Defending football

2010-09-23 00:00

NONE of us who has been interested in current affairs would claim not to have anticipated the reaction to Absa complaining about Currie Cup rugby still being too white. The same applies to the lament by Cricket SA about the dearth of Makhaya Ntinis.

The gut reaction by many is to ask why football is not put under the same pressure. They point out, accurately so, that there are few white players in the professional league clubs and even fewer in the national teams. Based on this alone, you would think that the likes of the neoconservatives such as Afriforum have a case, when they don’t.

Rugby and cricket have had policies of excluding black players. Football has not. That is a fundamental difference. Pretending otherwise is disingenuous and ahistoric. The same race superiority complexes prevented whites keen on football from playing the game.

Afriforum can plant its head in the sand for as long as it wants but we know that one of the reasons we don’t have as many white footballers in South Africa is because white parents through “their” schools have discouraged their children from playing football.

We know, for example, that one of the most accomplished players of the modern era, Mark Fish, would have been lost to the game had he accepted the dictate that his school, Pretoria Boys’ High School, did not allow football.

In some cases, the anti-football establishment described the beautiful game as a sport for “moffies” with so-called real men playing rugby and gentlemen playing cricket.

Roy Wegerle — who represented the United States in the 1994 and 1998 World Cups — was, with his brothers Geoff and Steve, threatened with expulsion from Pretoria Boys’ for being unavailable for rugby training because of his football commitments.

The anti-footballers did not stop there. They lobbied their town councils to prevent football from being played in “their” areas. So clubs like Arcadia Shepherds — incidentally a white club in Tshwane (as opposed to Pretoria) — became wanderers in their own back yards as they could not use the Caledonian Stadium because it brought too many blacks to the nice little white suburb.

Before long, the club folded. The same scenario played itself out in Cape Town in the Premier Soccer League era with Ajax Cape Town being effectively banned from using the Newlands Stadium apparently because they attracted too many unwashed tsotsis to the neighbourhood.

Contrary to the self-salving myth that football is not being put under the same pressure, the facts show that football has long opened its doors and does not need political or commercial encouragement to do the right thing.

For example, if Orlando Pirates and Moroka Swallows win their semi-final matches this weekend, they will play against each other in a major cup final for the first time in 30 years. But more important than a Pirates win, will be that it will remind those who care to know that it was one Andy “Jesus” Karajinsky, a white South African of Greek origin, who, as captain that afternoon, lifted the trophy on Pirates’ behalf.

Also on that day, for Swallows, one Phil Venter became the first white player from the then National Football Association, to play for a black side when in 1978 he joined Pirates before crossing over to Swallows.

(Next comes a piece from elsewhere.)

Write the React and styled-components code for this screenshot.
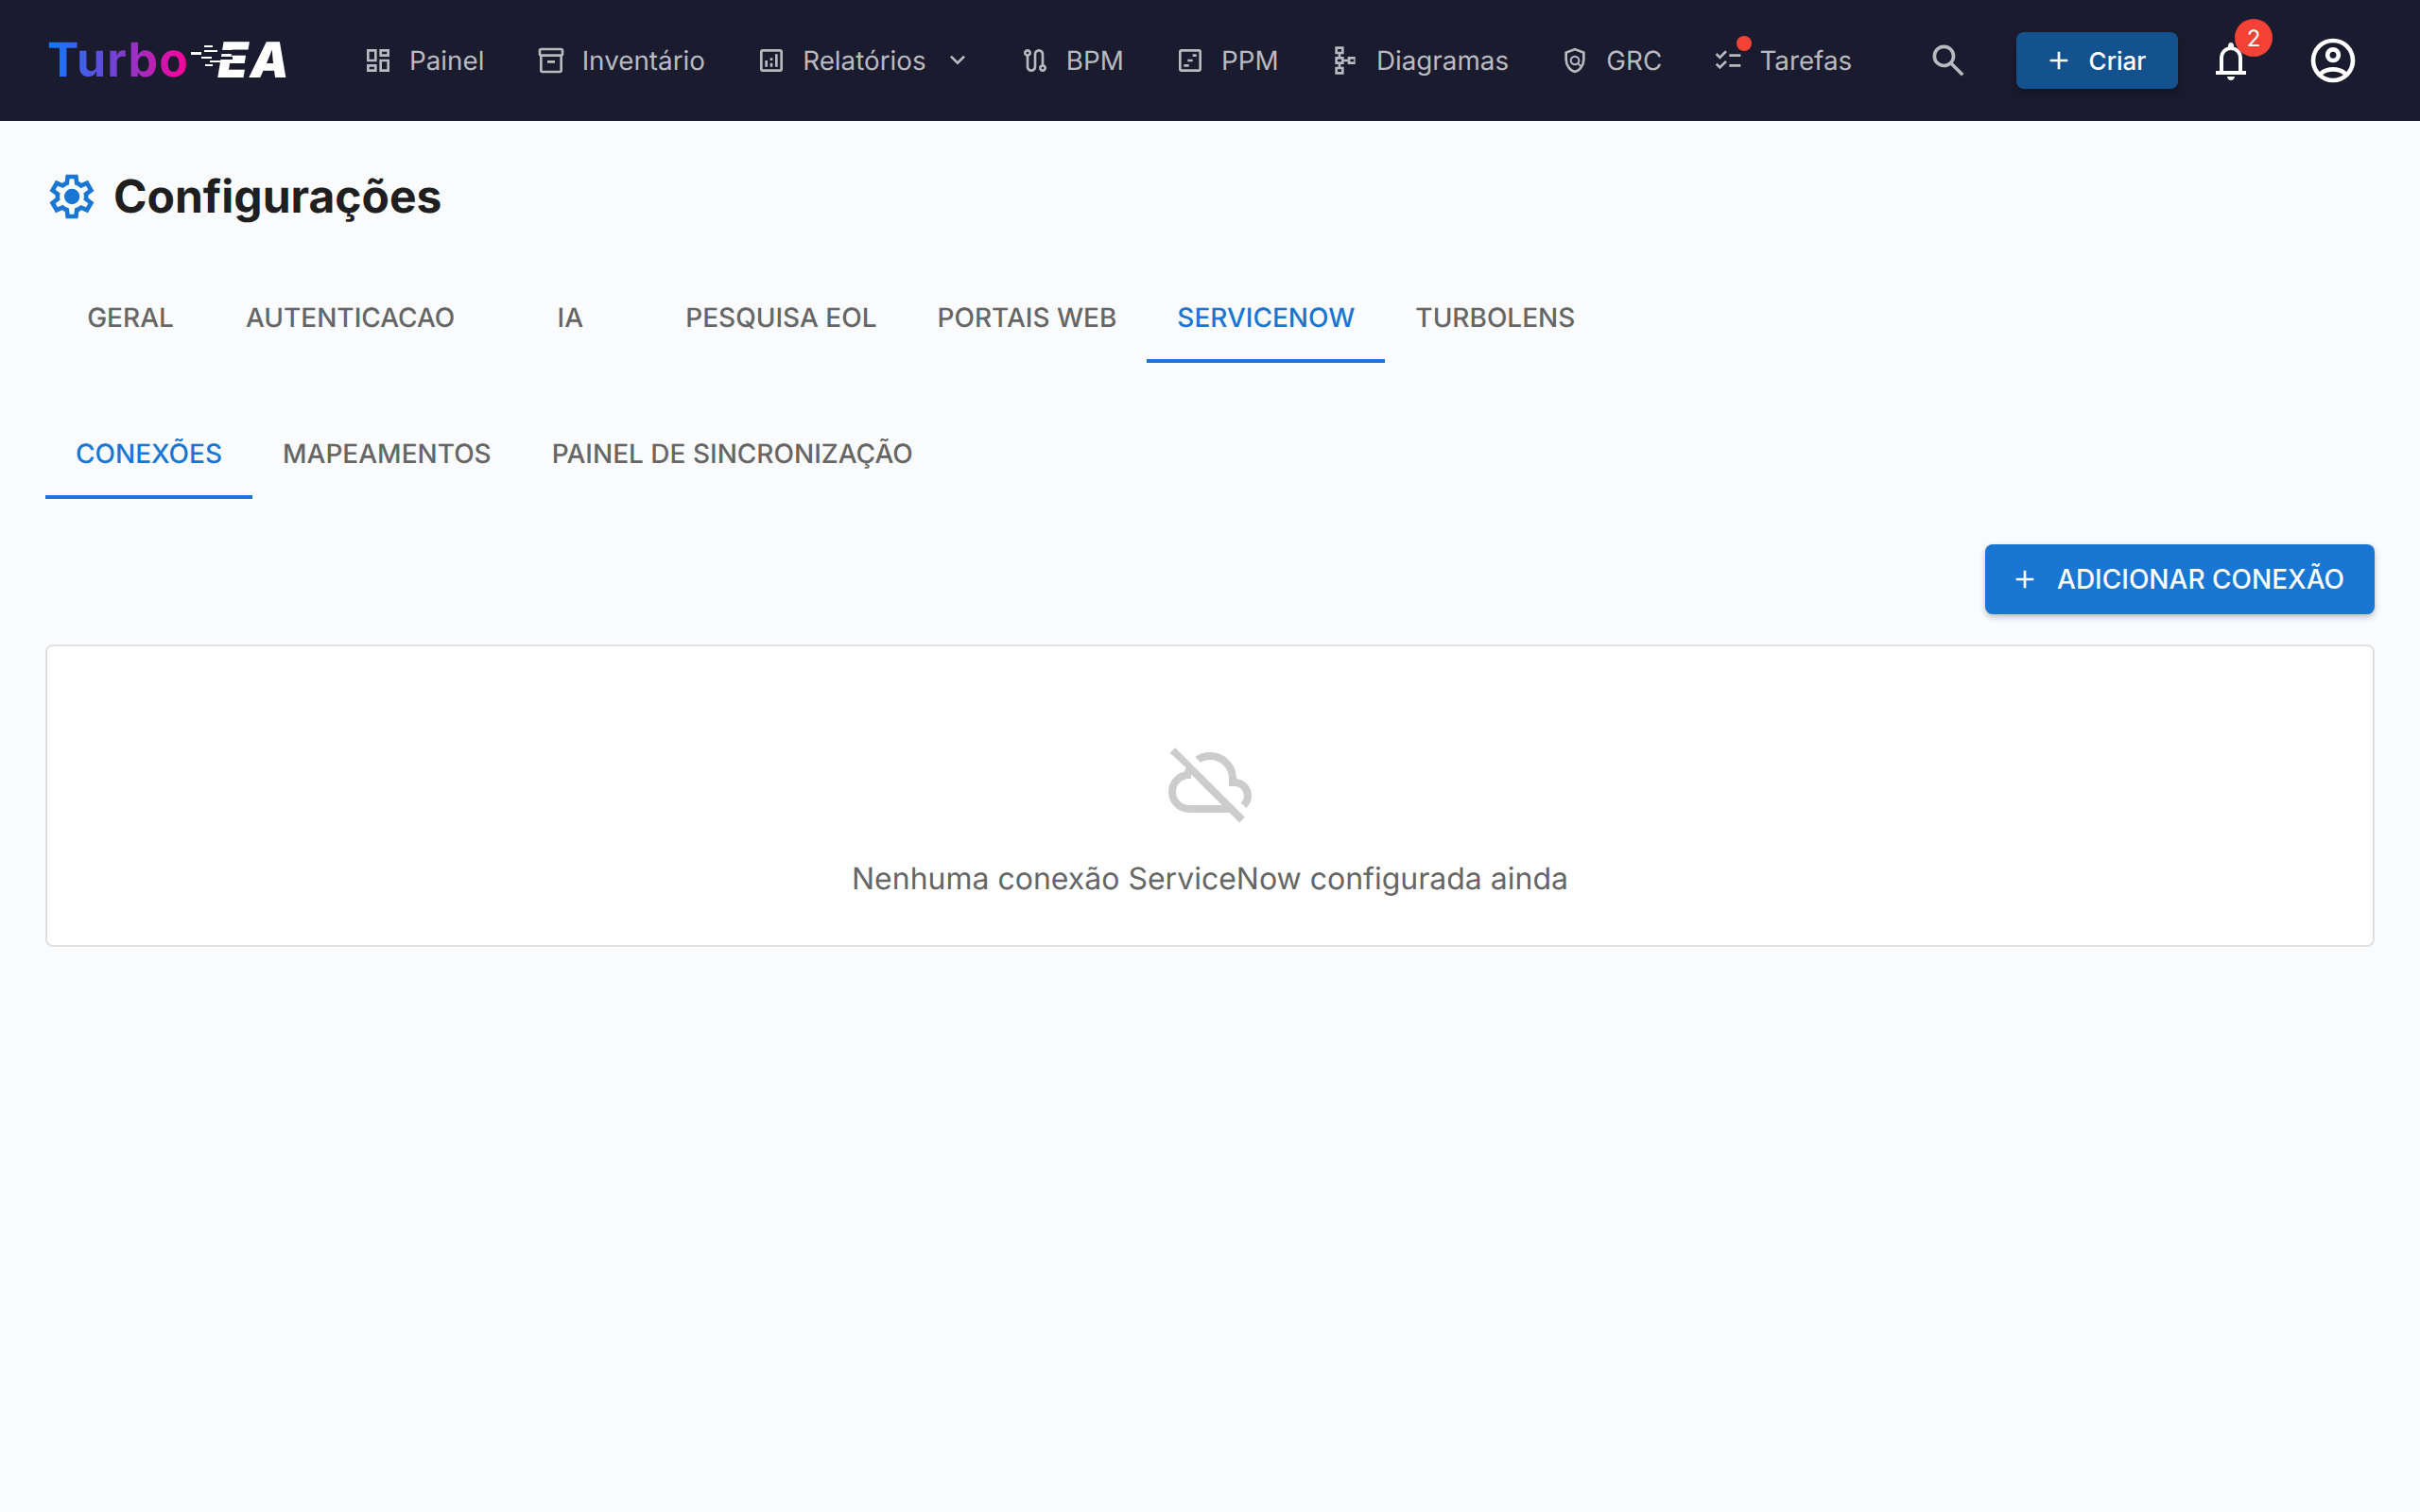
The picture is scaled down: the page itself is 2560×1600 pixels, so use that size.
import React from "react";
import styled, { createGlobalStyle } from "styled-components";

const GlobalStyle = createGlobalStyle`
  html, body {
    margin: 0;
    padding: 0;
    background: #fafbfd;
    font-family: Inter, "Liberation Sans", sans-serif;
    text-rendering: geometricPrecision;
    -webkit-font-smoothing: antialiased;
  }
  * { box-sizing: border-box; }
`;

// material symbols outlined, 960 grid
const paths = {
  dashboard:
    "M520-600v-240h320v240H520ZM120-440v-400h320v400H120Zm400 320v-400h320v400H520Zm-400 0v-240h320v240H120Zm80-400h160v-240H200v240Zm400 320h160v-240H600v240Zm0-480h160v-80H600v80ZM200-200h160v-80H200v80Z",
  inventory:
    "M200-80q-33 0-56.5-23.5T120-160v-451q-18-11-29-28.5T80-680v-120q0-33 23.5-56.5T160-880h640q33 0 56.5 23.5T880-800v120q0 23-11 40.5T840-611v451q0 33-23.5 56.5T760-80H200Zm0-520v440h560v-440H200Zm-40-80h640v-120H160v120Zm200 280h240v-80H360v80Z",
  assessment:
    "M280-280h80v-200h-80v200Zm320 0h80v-400h-80v400Zm-160 0h80v-120h-80v120Zm0-200h80v-80h-80v80ZM200-120q-33 0-56.5-23.5T120-200v-560q0-33 23.5-56.5T200-840h560q33 0 56.5 23.5T840-760v560q0 33-23.5 56.5T760-120H200Zm0-80h560v-560H200v560Z",
  route:
    "M360-120q-66 0-113-47t-47-113v-327q-35-13-57.5-43.5T120-720q0-50 35-85t85-35q50 0 85 35t35 85q0 39-22.5 69.5T280-607v327q0 33 23.5 56.5T360-200q33 0 56.5-23.5T440-280v-400q0-66 47-113t113-47q66 0 113 47t47 113v327q35 13 57.5 43.5T840-240q0 50-35 85t-85 35q-50 0-85-35t-35-85q0-39 22.5-70t57.5-43v-327q0-33-23.5-56.5T600-760q-33 0-56.5 23.5T520-680v400q0 66-47 113t-113 47ZM240-680q17 0 28.5-11.5T280-720q0-17-11.5-28.5T240-760q-17 0-28.5 11.5T200-720q0 17 11.5 28.5T240-680Zm480 480q17 0 28.5-11.5T760-240q0-17-11.5-28.5T720-280q-17 0-28.5 11.5T680-240q0 17 11.5 28.5T720-200Z",
  timeline:
    "M200-120q-33 0-56.5-23.5T120-200v-560q0-33 23.5-56.5T200-840h560q33 0 56.5 23.5T840-760v560q0 33-23.5 56.5T760-120H200Zm0-80h560v-560H200v560Zm360-400h120v-80H560v80ZM400-440h160v-80H400v80ZM280-280h160v-80H280v80Z",
  schema:
    "M160-40v-240h100v-80H160v-240h100v-80H160v-240h280v240H340v80h100v80h120v-80h240v240H560v-80H440v80H340v80h100v240H160Zm80-80h120v-80H240v80Zm0-320h120v-80H240v80Zm400 0h120v-80H640v80ZM240-760h120v-80H240v80Z",
  policy:
    "M480-80q-139-35-229.5-159.5T160-516v-244l320-120 320 120v244q0 152-90.5 276.5T480-80Zm0-84q104-33 172-132t68-220v-189l-240-90-240 90v189q0 121 68 220t172 132Zm0-156q-66 0-113-47t-47-113q0-66 47-113t113-47q66 0 113 47t47 113q0 24-7 46t-19 41l85 85-42 42-85-85q-19 12-41 19t-46 7Zm0-60q42 0 71-29t29-71q0-42-29-71t-71-29q-42 0-71 29t-29 71q0 42 29 71t71 29Z",
  checklist:
    "M222-200 80-342l56-56 85 85 170-170 56 57-225 226Zm0-320L80-662l56-56 85 85 170-170 56 57-225 226Zm298 240v-80h360v80H520Zm0-320v-80h360v80H520Z",
  search:
    "M784-120 532-372q-30 24-69 38t-83 14q-109 0-184.5-75.5T120-580q0-109 75.5-184.5T380-840q109 0 184.5 75.5T640-580q0 44-14 83t-38 69l252 252-56 56ZM380-400q75 0 127.5-52.5T560-580q0-75-52.5-127.5T380-760q-75 0-127.5 52.5T200-580q0 75 52.5 127.5T380-400Z",
  bell:
    "M160-200v-80h80v-280q0-83 50-147.5T420-792v-28q0-25 17.5-42.5T480-880q25 0 42.5 17.5T540-820v28q80 20 130 84.5T720-560v280h80v80H160Zm320 120q-33 0-56.5-23.5T400-160h160q0 33-23.5 56.5T480-80ZM320-280h320v-280q0-66-47-113t-113-47q-66 0-113 47t-47 113v280Z",
  account:
    "M234-276q51-39 114-61.5T480-360q69 0 132 22.5T726-276q35-41 54.5-93T800-480q0-133-93.5-226.5T480-800q-133 0-226.5 93.5T160-480q0 59 19.5 111t54.5 93Zm246-164q-59 0-99.5-40.5T340-580q0-59 40.5-99.5T480-720q59 0 99.5 40.5T620-580q0 59-40.5 99.5T480-440Zm0 360q-83 0-156-31.5T197-197q-54-54-85.5-127T80-480q0-83 31.5-156T197-763q54-54 127-85.5T480-880q83 0 156 31.5T763-763q54 54 85.5 127T880-480q0 83-31.5 156T763-197q-54 54-127 85.5T480-80Zm0-80q53 0 100-15.5t86-44.5q-39-29-86-44.5T480-280q-53 0-100 15.5T294-220q39 29 86 44.5T480-160Zm0-360q26 0 43-17t17-43q0-26-17-43t-43-17q-26 0-43 17t-17 43q0 26 17 43t43 17Z",
  add: "M440-440H200v-80h240v-240h80v240h240v80H520v240h-80v-240Z",
  chevron: "M480-344 240-584l56-56 184 184 184-184 56 56-240 240Z",
  settings:
    "m370-80-16-128q-13-5-24.5-12T307-235l-119 50L78-375l103-78q-1-7-1-13.5v-27q0-6.5 1-13.5L78-585l110-190 119 50q11-8 23-15t24-12l16-128h220l16 128q13 5 24.5 12t22.5 15l119-50 110 190-103 78q1 7 1 13.5v27q0 6.5-2 13.5l103 78-110 190-118-50q-11 8-23 15t-24 12L590-80H370Zm70-80h79l14-106q31-8 57.5-23.5T639-327l99 41 39-68-86-65q5-14 7-29.5t2-31.5q0-16-2-31.5t-7-29.5l86-65-39-68-99 42q-22-23-48.5-38.5T533-694l-13-106h-79l-14 106q-31 8-57.5 23.5T321-633l-99-41-39 68 86 64q-5 15-7 30t-2 32q0 16 2 31t7 30l-86 65 39 68 99-42q22 23 48.5 38.5T427-266l13 106Zm42-180q58 0 99-41t41-99q0-58-41-99t-99-41q-59 0-99.5 41T342-480q0 58 40.5 99t99.5 41Z",
  cloudOff:
    "M792-56 686-160H260q-92 0-156-64T40-380q0-77 47.5-137T210-594q3-12 7-22.5t9-21.5L56-792l56-56 736 736-56 56ZM260-240h346L284-562q-2 11-3 21t-1 21h-20q-58 0-99 41t-41 99q0 58 41 99t99 41Zm604 30-58-56q17-14 25.5-32.5T840-340q0-42-29-71t-71-29h-60v-80q0-83-58.5-141.5T480-720q-27 0-52 6.5T380-692l-58-58q35-24 74.5-37T480-800q117 0 198.5 81.5T760-520q69 8 114.5 59.5T920-340q0 39-15 72.5T864-210Z",
};

const Icon = ({ name, size = 32, className }) => (
  <svg className={className} width={size} height={size} viewBox="0 -960 960 960" fill="currentColor">
    <path d={paths[name]} />
  </svg>
);

const Page = styled.div`
  min-height: 1600px;
  background: #fafbfd;
`;

const TopBar = styled.header`
  height: 128px;
  background: #1a1b2e;
  display: flex;
  align-items: center;
  padding: 0 64px 0 48px;
`;

const Logo = styled.div`
  position: relative;
  width: 336px;
  height: 60px;
  display: flex;
  align-items: center;
  font-size: 50px;
  line-height: 60px;
  padding-left: 2px;
`;

const LogoTurbo = styled.span`
  font-weight: 700;
  letter-spacing: 1.2px;
  background: linear-gradient(90deg, #0d7bff 0%, #7a3fd0 50%, #ff0099 100%);
  -webkit-background-clip: text;
  background-clip: text;
  color: transparent;
`;

const LogoEA = styled.span`
  margin-left: 30px;
  font-size: 52px;
  font-weight: 900;
  font-style: italic;
  letter-spacing: 2px;
  color: #fff;
`;

const SpeedLines = styled.svg`
  position: absolute;
  left: 152px;
  top: 12px;
`;

const NavList = styled.nav`
  display: flex;
  align-items: center;
  gap: 54.2px;
`;

const NavItem = styled.div`
  position: relative;
  display: flex;
  align-items: center;
  gap: 17px;
  height: 60px;
  font-size: 27.8px;
  color: #b9b9c0;
  svg { flex: none; }
`;

const NavChevron = styled(Icon)`
  margin-right: -4px;
`;

const NavDot = styled.span`
  position: absolute;
  left: 25px;
  top: 4px;
  width: 16px;
  height: 16px;
  border-radius: 50%;
  background: #f44336;
`;

const Actions = styled.div`
  margin-left: auto;
  display: flex;
  align-items: center;
`;

const SearchIcon = styled(Icon)`
  color: #b9b9c0;
  margin-right: 50px;
`;

const CreateButton = styled.button`
  height: 60px;
  width: 171px;
  border: 0;
  border-radius: 8px;
  background: #14528f;
  color: #fff;
  font: 500 26px Inter, sans-serif;
  display: flex;
  align-items: center;
  justify-content: center;
  gap: 16px;
  padding: 0 5px 0 0;
  box-shadow: 0 6px 10px rgba(0, 0, 0, 0.25);
`;

const BellWrap = styled.div`
  position: relative;
  margin: 2px 0 0 32px;
  height: 48px;
  color: #fff;
`;

const Badge = styled.span`
  position: absolute;
  left: 28px;
  top: -21px;
  width: 40px;
  height: 40px;
  border-radius: 50%;
  background: #f44336;
  color: #fff;
  font-size: 24px;
  display: flex;
  align-items: center;
  justify-content: center;
`;

const ProfileIcon = styled(Icon)`
  color: #fff;
  margin-left: 56px;
`;

const Main = styled.main`
  padding: 48px;
`;

const TitleRow = styled.div`
  display: flex;
  align-items: center;
  gap: 16px;
  height: 64px;
  margin-bottom: 48px;
  color: #1976d2;
`;

const Title = styled.h1`
  margin: 0 0 2px;
  font-size: 48px;
  font-weight: 700;
  color: #1f1f1f;
`;

const TabRow = styled.div`
  display: flex;
  height: 96px;
  margin-bottom: 48px;
`;

const Tab = styled.div`
  min-width: 180px;
  padding: 4px 32px 0;
  display: flex;
  align-items: center;
  justify-content: center;
  font-size: 28px;
  font-weight: 500;
  color: ${(p) => (p.$active ? "#1976d2" : "#666")};
  border-bottom: 4px solid ${(p) => (p.$active ? "#1976d2" : "transparent")};
`;

const SubTab = styled(Tab)`
  min-width: 0;
`;

const Toolbar = styled.div`
  display: flex;
  justify-content: flex-end;
  margin-bottom: 32px;
`;

const AddButton = styled.button`
  height: 74px;
  width: 412px;
  border: 0;
  border-radius: 8px;
  background: #1976d2;
  color: #fff;
  font: 500 28px Inter, sans-serif;
  display: flex;
  align-items: center;
  justify-content: center;
  gap: 18px;
  padding: 0 6px 0 0;
  box-shadow: 0 3px 6px rgba(0, 0, 0, 0.25);
`;

const EmptyCard = styled.section`
  height: 320px;
  background: #fff;
  border: 2px solid #e0e0e0;
  border-radius: 8px;
  display: flex;
  flex-direction: column;
  align-items: center;
  padding-top: 96px;
`;

const EmptyIcon = styled(Icon)`
  color: #ccc;
`;

const EmptyText = styled.p`
  margin: 30px 0 0;
  font-size: 32px;
  line-height: 48px;
  color: #666;
`;

const navItems = [
  { label: "Painel", icon: "dashboard" },
  { label: "Inventário", icon: "inventory" },
  { label: "Relatórios", icon: "assessment", menu: true },
  { label: "BPM", icon: "route" },
  { label: "PPM", icon: "timeline" },
  { label: "Diagramas", icon: "schema" },
  { label: "GRC", icon: "policy" },
  { label: "Tarefas", icon: "checklist", dot: true },
];

const tabs = ["GERAL", "AUTENTICACAO", "IA", "PESQUISA EOL", "PORTAIS WEB", "SERVICENOW", "TURBOLENS"];
const subTabs = ["CONEXÕES", "MAPEAMENTOS", "PAINEL DE SINCRONIZAÇÃO"];

export default function App() {
  return (
    <Page>
      <GlobalStyle />
      <TopBar>
        <Logo>
          <LogoTurbo>Turbo</LogoTurbo>
          <LogoEA>EA</LogoEA>
          <SpeedLines width="90" height="36" viewBox="0 0 90 36">
            <rect x="30" y="7" width="18" height="4" fill="#1a1b2e" />
            <rect x="28" y="14" width="18" height="3" fill="#1a1b2e" />
            <g fill="#fff">
              <rect x="2" y="9" width="11" height="3" />
              <rect x="16" y="2" width="9" height="2" />
              <rect x="16" y="7" width="14" height="2" />
              <rect x="13" y="14" width="11" height="2" />
              <rect x="22" y="18" width="12" height="2" />
              <rect x="17" y="22" width="8" height="2" />
            </g>
          </SpeedLines>
        </Logo>
        <NavList>
          {navItems.map(({ label, icon, menu, dot }) => (
            <NavItem key={label}>
              <Icon name={icon} size={32} />
              {label}
              {menu && <NavChevron name="chevron" size={32} />}
              {dot && <NavDot />}
            </NavItem>
          ))}
        </NavList>
        <Actions>
          <SearchIcon name="search" size={44} />
          <CreateButton>
            <Icon name="add" size={32} />
            Criar
          </CreateButton>
          <BellWrap>
            <Icon name="bell" size={48} />
            <Badge>2</Badge>
          </BellWrap>
          <ProfileIcon name="account" size={56} />
        </Actions>
      </TopBar>
      <Main>
        <TitleRow>
          <Icon name="settings" size={56} />
          <Title>Configurações</Title>
        </TitleRow>
        <TabRow>
          {tabs.map((t) => (
            <Tab key={t} $active={t === "SERVICENOW"}>{t}</Tab>
          ))}
        </TabRow>
        <TabRow>
          {subTabs.map((t) => (
            <SubTab key={t} $active={t === "CONEXÕES"}>{t}</SubTab>
          ))}
        </TabRow>
        <Toolbar>
          <AddButton>
            <Icon name="add" size={32} />
            ADICIONAR CONEXÃO
          </AddButton>
        </Toolbar>
        <EmptyCard>
          <EmptyIcon name="cloudOff" size={96} />
          <EmptyText>Nenhuma conexão ServiceNow configurada ainda</EmptyText>
        </EmptyCard>
      </Main>
    </Page>
  );
}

Keith Broad, who turned out for Pirates that day, followed when he left Wits University for Pirates. Others like Lucky Stylianou joined Kaizer Chiefs to continue a trend that has gone on for at least 32 years.

In the midlands in particular the likes of Brummie de Leur and Basil Hollister were heroes in Hammarsdale for their antics in African Wanderers shirts.

Around the same time, Dennis Wicks, Andy Stanton, Kevin Mudie and Lawrence Chelin made Durban City the most consistent team of the mid-eighties until, like Arcadia, the team died because their fans did not believe they were safe among the natives because the likes of Afriforum forebears had fed them volk tales about how dangerous the darkies were.

Unperturbed by these scary stories, Ernie Wallace and Mark Tovey became the bedrock of the Durban Bushbucks side that, together with Mayfair Rangers (yes, a white team) took over from where the “Banana City Boys” had left off. It did not end there. While some of our compatriots were treating Matthew Booth as an oddity, some even suggesting that he was in the 2010 World Cup squad to add colour, facts will show that he was captain of the Olympic team that played and beat Brazil at the Sydney Olympics. His presence in the national team had nothing to do with his whiteness and his failure to make the team was owed to no other reason than the coach preferring a different central defence pairing.

Neil Tovey is probably the only caucasian man to lift the Africa Cup of Nations trophy. Again, it was not reverse affirmative action. Tovey had previously captained AmaZulu and was Kaizer Chiefs’ skipper at the time.

There is no question that local football could do with a few more white players and not just for political reasons, but before Afriforum and its chommies get excited about how “they” want to take “their” game away from them while “they” keep theirs, some reality checks are in order.